Konstrukteure in der Pflicht | Maschinensicherheit
Prozessoptimierung

Maschinensicherheit

Konstrukteure in der Pflicht

Arnold Wolf
Systemlösungen Maschinensicherheit
08.03.2021
Fehler sind nicht vermeidbar. Schwere Unfälle schon“ lautet ein Slogan der DGUV. Konstrukteure beeinflussen mit ihrer Arbeit die Sicherheit von Maschinen und Anlagen maßgeblich. Dieser Beitrag gibt einen Überblick über Pflichten, Tools und Partner.

Arbeitsunfälle passieren täglich. Für das Jahr 2019 wurden laut statista bundesweit 507 Arbeitsunfälle mit Todesfolge registriert. Damit erreicht die Quote das historische Tief von 0,011 je 1.000 Vollarbeiter. Und dennoch: Jeder Tod kostet einem Menschen das Leben. Deshalb hat die Vermeidung schwerer und vor allem tödlicher Arbeitsunfälle höchste Priorität. 

Die Sicherheit der im Unternehmen verwendeten Arbeitsmittel und Anlagen liegt in der Verantwortung des Arbeitgebers. 

Gemäß der Betriebssicherheitsverordnung (BetrSichV) ist die Durchführung einer Gefährdungsbeurteilung, in der die Arbeitsmittel- und Anlagensicherheit überprüft wird, sowie die regelmäßige Instandhaltung der Arbeitsmittel Pflicht. „Seit 2015 darf der Anlagenbetreiber zwar selbst festlegen, wie oft die Prüfung gemacht wird, aber er muss einen Turnus festlegen, wie oft eine Maschine geprüft wird. Das wissen viele Leute gar nicht" sagt Arnold Wolf, Sicherheitsexperte bei Alexander Bürkle und weist darauf hin, wie wichtig es ist, beim Thema Maschinensicherheit immer auf dem aktuellsten Stand zu sein. Alexander Bürkle bietet seinen Kunden dazu zahlreiche Schulungen an, um die Rechtssicherheit im Tagesgeschäft sicherzustellen.  

Sicherheit ist für Geschäftsführer also ein Muss. Sie stehen in der Verantwortung für die Sicherheit Ihrer Beschäftigten. In den meisten Unternehmen haben sich mittlerweile sogenannte Sicherheitsbeauftragte etabliert, die die laufenden CE-Prozesse begleiten.
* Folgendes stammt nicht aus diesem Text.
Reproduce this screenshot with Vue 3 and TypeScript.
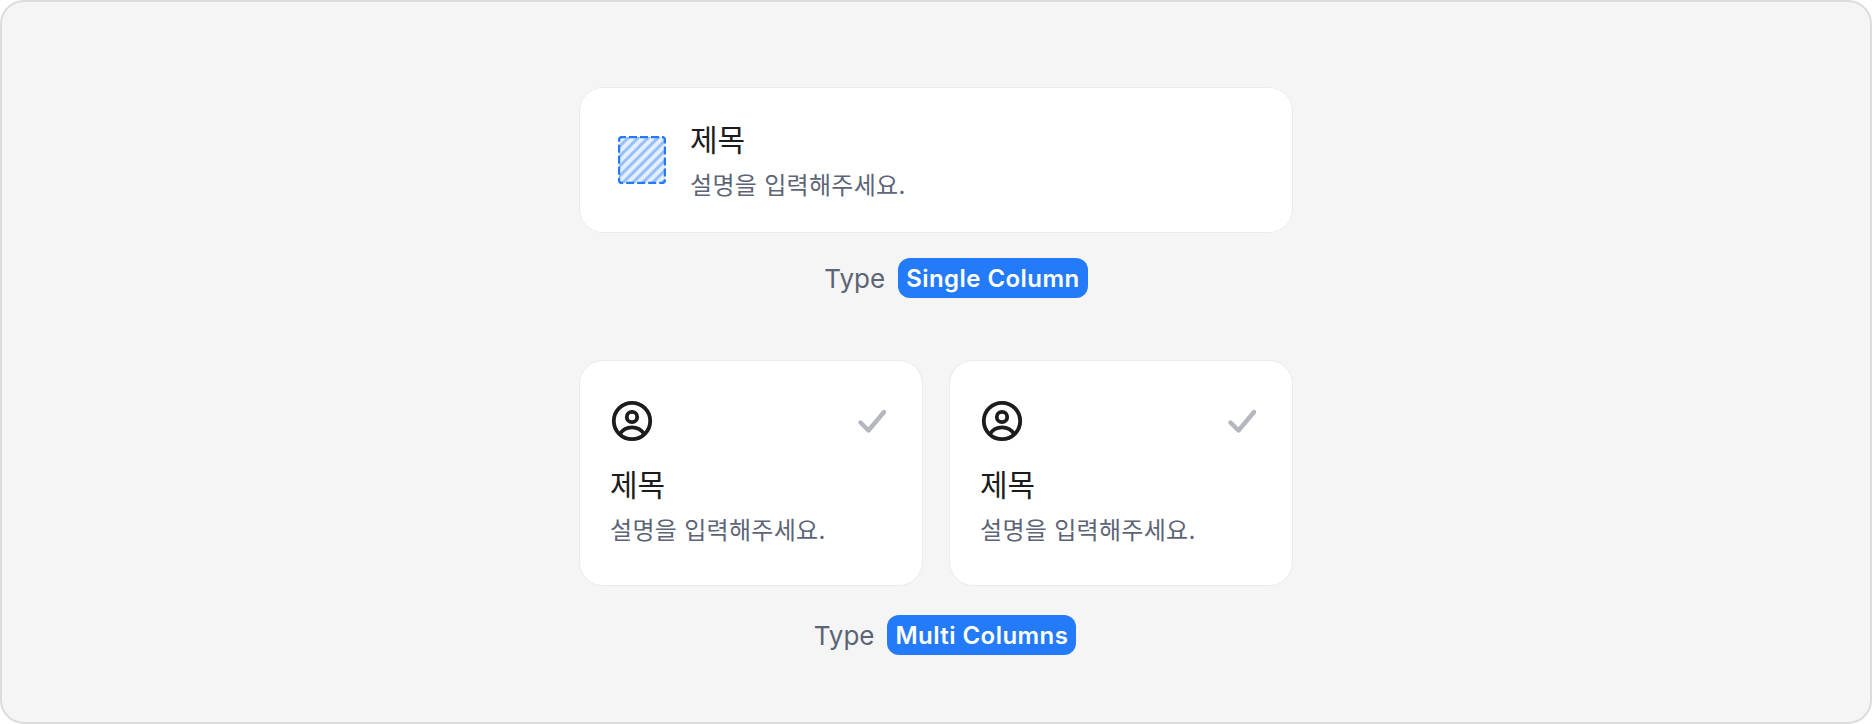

Oft handelt es sich dabei um Konstrukteure, meist übernimmt der Konstruktionsleiter selbst diese Aufgabe. Weil er eine sichere Konstruktion ausarbeiten und dokumentieren muss, kommt er mit der Maschinenrichtlinie in Berührung. Denn alle Produkte, die innerhalb der EU in Verkehr gebracht werden, müssen die Produktanforderungen erfüllen, die durch EU-Richtlinien definiert sind. Seit dem 01.01.1995 gilt für Maschinen die Maschinenrichtlinie 2006/42/EG. Alle Mitgliedsländer der EU haben die Aufgabe, diese Richtlinie in ein nationales Gesetz zu übernehmen. In Deutschland wird über die neunte Maschinenverordnung (9. ProdSV) die europäische Richtlinie 2006/42/EG (Maschinenrichtlinie) in nationales Recht, dem Produktsicherheitsgesetz (ProdSG), umgesetzt. Hierbei müssen Gesetz und Richtlinie in Text und Inhalt identisch sein. Somit ist ein einheitlicher Rechtsrahmen für alle EU-Mitgliedsstaaten geschaffen. Auch Importe aus Nicht-EU-Ländern müssen diese Anforderungen erfüllen – andernfalls dürfen diese innerhalb der EU nicht betrieben werden.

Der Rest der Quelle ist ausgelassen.